神話、民俗学、考古学、宗教を縦横無尽に駆け巡る、諸星大二郎の漫画がすごい!

「妖怪ハンター」という漫画を初めて読んだとき大変驚いた記憶があります。妖怪と銘打ちながらも、そこには神話、民俗学、考古学、宗教といった要素がないまぜになり、この世界の異界へと扉が開きこの世界には別次元の世界が存在しているんだと、そしてそこの住人達が妖怪というような描きかたをしていたからです。

それは水木しげるや楳図かずおといった漫画とは違う独特の世界観を持った漫画でした。
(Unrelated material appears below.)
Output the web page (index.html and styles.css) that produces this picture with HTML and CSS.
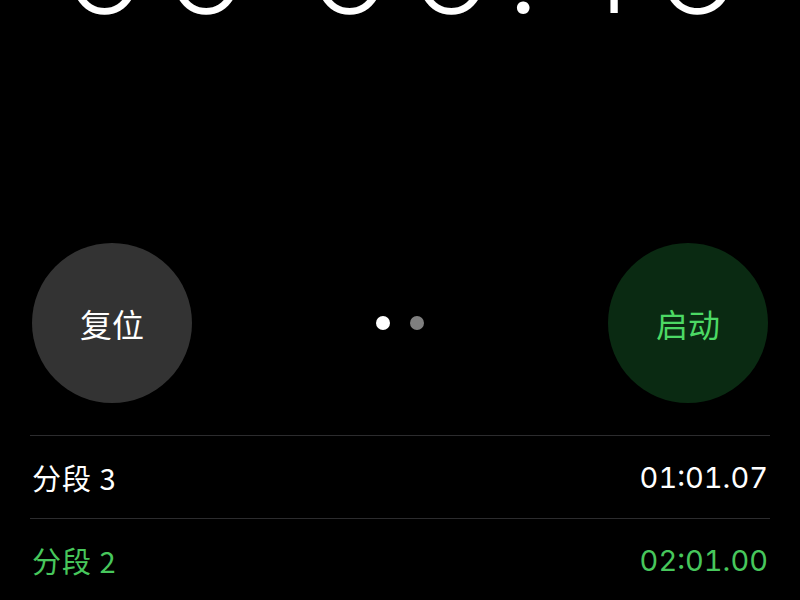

古事記がどうしたとか、遺跡がどうしたとか、若い私にはそのディープ過ぎる知識とイメージの連鎖が、ストレートには入ってこず、なんか誰とも違う唯一無二の漫画家と思いつつも、熱心に読むという読者ではありませんでした。

しかし年月を経て、あらためて 諸星大二郎の作品を読むとその世界観が根源的なものをベースに神話、民俗学、考古学、宗教などを縦横無尽に駆け巡り、異様な説得力で迫ってくるのを感じざる得ませんでした。
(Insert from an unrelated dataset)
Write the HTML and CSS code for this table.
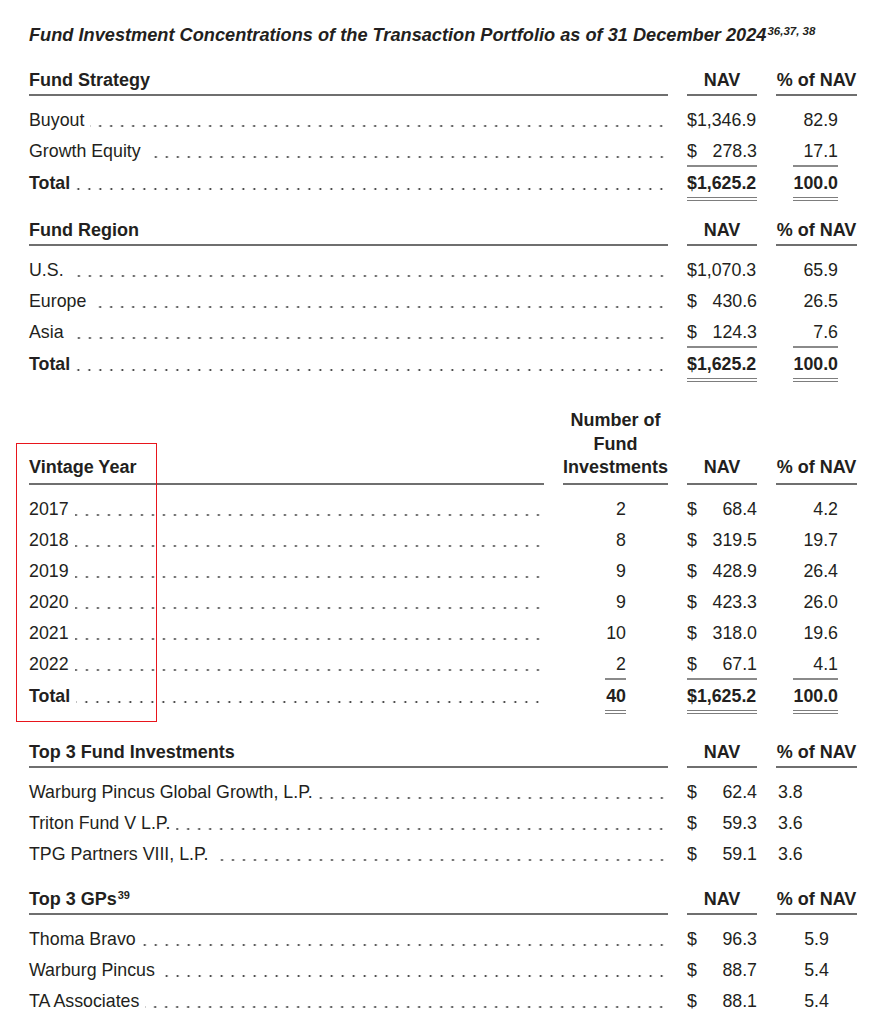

特に「暗黒神話」「孔子暗黒伝」となってくると長編のため時空を超えて、さらには根源的なさらにその奥の部分まで描かれ そのスケールの大きさに驚かされます。縄文、日本神話、中国神話、密教、仏陀、老子、インド哲学・・・それら点が線となり結びついてくる。「バイオの黙示録」は遺伝子組み換えからさらに進んだ近未来を描き、まさに終末的な危機感を感じさせるSFで、こちらも独特のテイストがあります。
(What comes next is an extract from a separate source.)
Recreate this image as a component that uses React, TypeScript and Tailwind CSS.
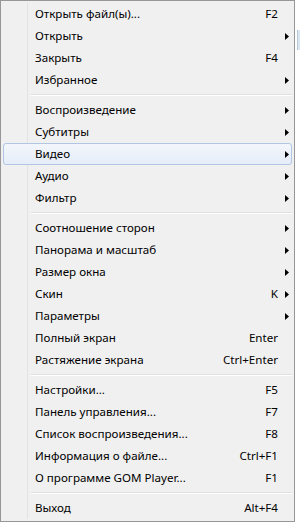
type Item = { label: string; shortcut?: string; sub?: boolean; active?: boolean } | "sep";

const items: Item[] = [
  { label: "Открыть файл(ы)...", shortcut: "F2" },
  { label: "Открыть", sub: true },
  { label: "Закрыть", shortcut: "F4" },
  { label: "Избранное", sub: true },
  "sep",
  { label: "Воспроизведение", sub: true },
  { label: "Субтитры", sub: true },
  { label: "Видео", sub: true, active: true },
  { label: "Аудио", sub: true },
  { label: "Фильтр", sub: true },
  "sep",
  { label: "Соотношение сторон", sub: true },
  { label: "Панорама и масштаб", sub: true },
  { label: "Размер окна", sub: true },
  { label: "Скин", shortcut: "K", sub: true },
  { label: "Параметры", sub: true },
  { label: "Полный экран", shortcut: "Enter" },
  { label: "Растяжение экрана", shortcut: "Ctrl+Enter" },
  "sep",
  { label: "Настройки...", shortcut: "F5" },
  { label: "Панель управления...", shortcut: "F7" },
  { label: "Список воспроизведения...", shortcut: "F8" },
  { label: "Информация о файле...", shortcut: "Ctrl+F1" },
  { label: "О программе GOM Player...", shortcut: "F1" },
  "sep",
  { label: "Выход", shortcut: "Alt+F4" },
];

const Arrow = () => (
  <svg width="4" height="7" viewBox="0 0 4 7" className="block">
    <path d="M0 0 L4 3.5 L0 7 Z" fill="#000" />
  </svg>
);

export default function App() {
  return (
    <div className="relative w-[300px] h-[522px] bg-white overflow-hidden">
      {/* window behind the menu */}
      <div className="absolute left-[297px] top-[30px] w-[3px] h-[20px] bg-[#dbe6f3] border-l border-[#b8c8dc]" />

      <div
        className="relative w-[295px] h-[522px] border border-[#979797] bg-[#f0f0f0] p-[2px] text-[11.6px] text-black"
        style={{ fontFamily: '"Noto Sans", "Open Sans", sans-serif' }}
      >
        {/* gutter line */}
        <div className="absolute left-[26px] top-[2px] bottom-[2px] w-px border-l border-[#e2e3e3] bg-white" />

        {items.map((it, i) =>
          it === "sep" ? (
            <div key={i} className="h-[8px] pl-[28px] flex flex-col justify-center">
              <div className="h-px bg-[#e0e0e0]" />
              <div className="h-px bg-white" />
            </div>
          ) : (
            <div
              key={i}
              className={
                it.active
                  ? "relative h-[22px] flex items-center rounded-[3px] border border-[#b0c6e4] bg-gradient-to-b from-[#f3f6fb] to-[#e6edf8]"
                  : "relative h-[22px] flex items-center border border-transparent"
              }
            >
              <span className="pl-[31px] flex-1 whitespace-nowrap leading-none">{it.label}</span>
              {it.shortcut && <span className="whitespace-nowrap leading-none">{it.shortcut}</span>}
              <span className="w-[13px] flex pl-[7px]">{it.sub && <Arrow />}</span>
            </div>
          )
        )}
      </div>
    </div>
  );
}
一体この諸星大二郎なる人物は何者なんだ?と。相当な専門的な深い知識と貪欲さとイメージ力がないと、こんな作品を産み出すことができないだろう。絵を描き物語を構築するぶんだけ、下手な学者などかなわないものを感じさせてくれます。

諸星大二郎はすごいとしか言いようがない漫画家です。